| NEW YORK
NEW YORK Morgan Stanley Chief Executive John Mack is stepping down and will be replaced by retail brokerage head James Gorman, signaling the storied bank is embracing stable businesses after losing big on risky ones.
Mack, 64, a former trader who rose to CEO after a coup toppled Philip Purcell, will remain chairman of Morgan Stanley, which posted a second-quarter loss of $1.26 billion even as other banks had stronger results.
Under Mack, Morgan Stanley was willing to bet more of the bank's own money, a strategy that yielded big rewards in years like 2006, but also helped push the investment bank to the brink of collapse in 2008.
The shift to Gorman, 51, who runs Morgan Stanley's brokerage and has been overseeing its expansion through a joint venture with Citigroup's Smith Barney unit, could be a sign of a wider shift in the industry, analysts said.
"All these large financial institutions are going to replace their head honchos with someone with a background in a business with a more consistent, predictable revenue stream -- commercial banking, retail brokerage, or asset management," said Bill Fitzpatrick, equity research analyst for financials at Optique Capital Management in Milwaukee.

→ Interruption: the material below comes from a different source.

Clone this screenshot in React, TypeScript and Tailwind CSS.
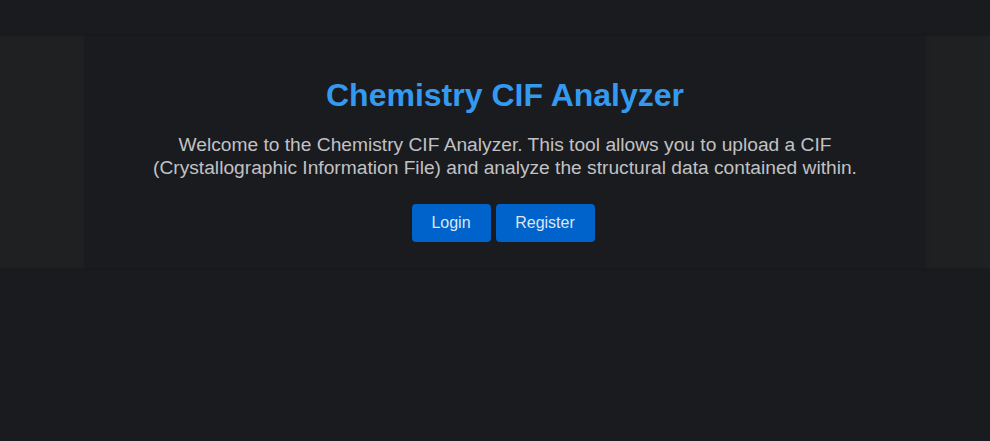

Gorman will take over the CEO job -- and join the board of the iconic bank which has struggled to keep up with archrival Goldman Sachs -- effective January 1, 2010.
FIGHTING FOR SURVIVAL
The Australian born Gorman has long been seen as a front runner for the top job at Morgan Stanley, the bank founded 74 years ago by former executives from JPMorgan & Co.
"Gorman has really earned his stripes," said Anton Schutz, president of Mendon Capital Advisors in Rochester, New York, which owns Morgan Stanley shares. "He did a great job at Merrill, he's doing a good job at Morgan Stanley, and the timing for a change seems to be good, because we've made it through the worst of the crisis."
Mack had told the bank's board that he planned to step down from the CEO post when he turned 65 in November, the bank said in a statement on Thursday.
Morgan Stanley's shares have come roaring back this year after it fought for survival in the wake of the Lehman Brothers collapse, helped by the U.S. government and an investment from Japanese bank Mitsubishi UFJ that Mack took the lead in negotiating.
Still, the bank's shares, which are up nearly 80 percent so far this year, have fallen short of a 107 percent surge in Goldman Sachs Group Inc's stock.
Morgan Stanley earlier this year paid $2.75 billion to acquire a controlling stake in Citi's Smith Barney retail brokerage, a move that could provide a more stable source of revenue to offset some of the investment bank's more volatile businesses.
Prior to joining Morgan Stanley in 2006, Gorman worked at Merrill Lynch & Co. From 2001 to 2005, he led Merrill's global private client business.
Walid Chammah, another Morgan Stanley co-president who had also for a time been a candidate for the top job, was named chairman of Morgan Stanley International. Chammah had expressed a desire to stay in London, the bank said.
Mack received a standing ovation on Morgan Stanley's trading floor when he returned in 2005, after a group of former senior executives began agitating for Purcell's ouster. Purcell was seen as excessively risk averse and too disengaged from Morgan Stanley's key banking and trading businesses.
But critics said Mack took the bank too far in the other direction.
More recently, some investors said the bank overreacted, retreating from risk after the worst of the crisis blew over and just as rivals like Goldman and JPMorgan Chase & Co seized trading opportunities.
"Mack made some missteps, but he did remove silos at Morgan Stanley and make it one company, and he hired Gorman, which was huge," Schutz said. "There were some missteps, but he didn't end up going the route of Bear or Lehman, either."